I read your PR , in order to understand how to access BinaryDocValues from an ES plugin.
you seem to do it by defining a new scripting language and by using something called ScriptEngine

  1. I would sure use an example how it all tunes together
  2. can I do it on ES 2.4.4 ?

Thanks in advance,
Lior

The example from my PR is here (which is now live was a simple scoring example. It doesn't actually read any doc values, but it does show how to create a script which uses the Lucene api. You can see in the example I get the LeafReader (which is what you need in order to get BinaryDocValues) from the LeafReaderContext.

you seem to do it by defining a new scripting language and by using something called ScriptEngine

A ScriptEngine is a script language implementation. But a "language" is a loose term, and in fact all that "native" scripts which you use now do is provide a very thin script engine which calls your NativeScriptFactory when ScriptEngine.compile is called, and call newScript when either ScriptEngine.search or ScriptEngine.executable is called. So writing a script engine will be very similar to the NativeScriptFactory you already have.

can I do it on ES 2.4.4 ?

Yes, script engines have been around since scripting was added to ES. The interface name is slightly different before 6.0 (ScriptEngineService), but works essentially the same.

I would sure use an example how it all tunes together

Some steps for you:

  1. Convert your NativeScriptFactory to a ScriptEngineService. The compile method should contain conditionals looking for the name of the script in the "source", just like is done in the example.
  2. Convert your client code to use a script language of whatever you specified in your engine.
  3. Modify the LeafSearchScript to call context.reader().getBinaryDocValues to get an accessor for doc values on your binary field (on construction of the leaf script, just like the example does getting a postings accessor). I misspoke in my earlier comment when i said there was a getSortedBinaryDocValues.
  4. Call advanceExact on the doc values iterator for each call to setDocument on the leaf search script (make sure to note the return value, since there might not actually be a value for the given document).
  5. Within runAsDouble(), call binaryValue() on your iterator (but only if advanceExact returned true). This is now where it gets tricky. The binary field type in ES does its own encoding of the binary values (to allow for multiple distinct values, vs lucene which only has a single binary value concept), and there isn't any existing code to decode this (at least not that is easily accessible from scripts). So, you need to decode your one value on your own. Get your BytesRef from the doc values iterator, and create a ByteArrayDataInput. Call readVInt() on that, and it should return 1 (the number of values you have), then call readVInt() again, and it should be the number of bytes remaining. Call getPosition() on your data input, and that is the index into your BytesRef.bytes where your data starts. Then you can decode the bytes for each float (you might try creating a ByteBuffer at that offset, then converting to a FloatBuffer, and using it's get(index) method to access each of your values).

I hope that helps!

1 Like

Thank Ryan! I'll try it out

Well Ryan - You're a champ!
The binary approach is 7-8 times faster than my original approach.

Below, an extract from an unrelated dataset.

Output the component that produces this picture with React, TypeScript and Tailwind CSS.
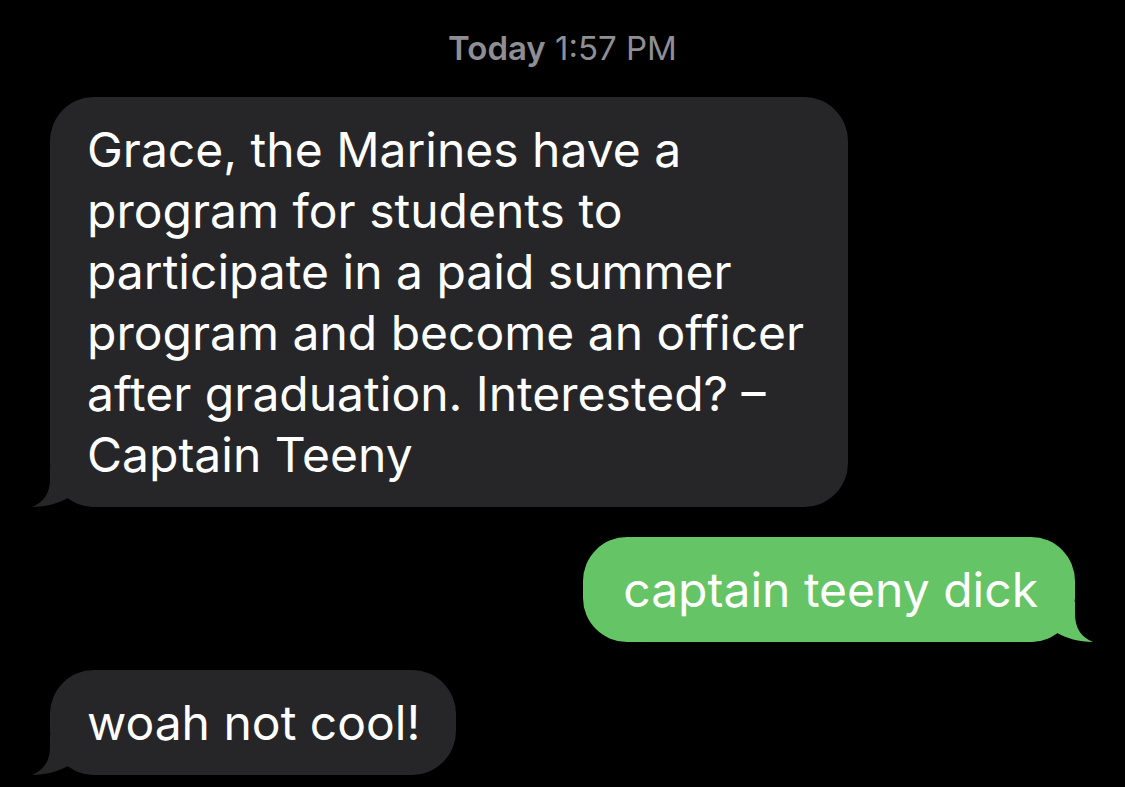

I did it a little different:
in my ScriptEngineService I injected the BinaryDocValues reader (for my binary field) to the plugin, see setBinaryEmbeddingReader:

public SearchScript search(CompiledScript compiledScript, final SearchLookup lookup, @Nullable final Map<String, Object> vars) {
        final NativeScriptFactory scriptFactory = (NativeScriptFactory) compiledScript.compiled();
        final VectorScoreScript script = (VectorScoreScript) scriptFactory.newScript(vars);
        return new SearchScript() {
            @Override
            public LeafSearchScript getLeafSearchScript(LeafReaderContext context) throws IOException {
                script.setBinaryEmbeddingReader(context.reader().getBinaryDocValues(VectorScoreScript.field));
                return script;
            }
            @Override
            public boolean needsScores() {
                return scriptFactory.needsScores();
            }
        };
    }

and inside the run method in my plugin I got the byte array as follows:
final byte[] bytes = binaryEmbeddingReader.get(docId).bytes;
where docid is set at setDocument (my plugin implements LeafSearchScript)

Thanks for the help!

This topic was automatically closed 28 days after the last reply. New replies are no longer allowed.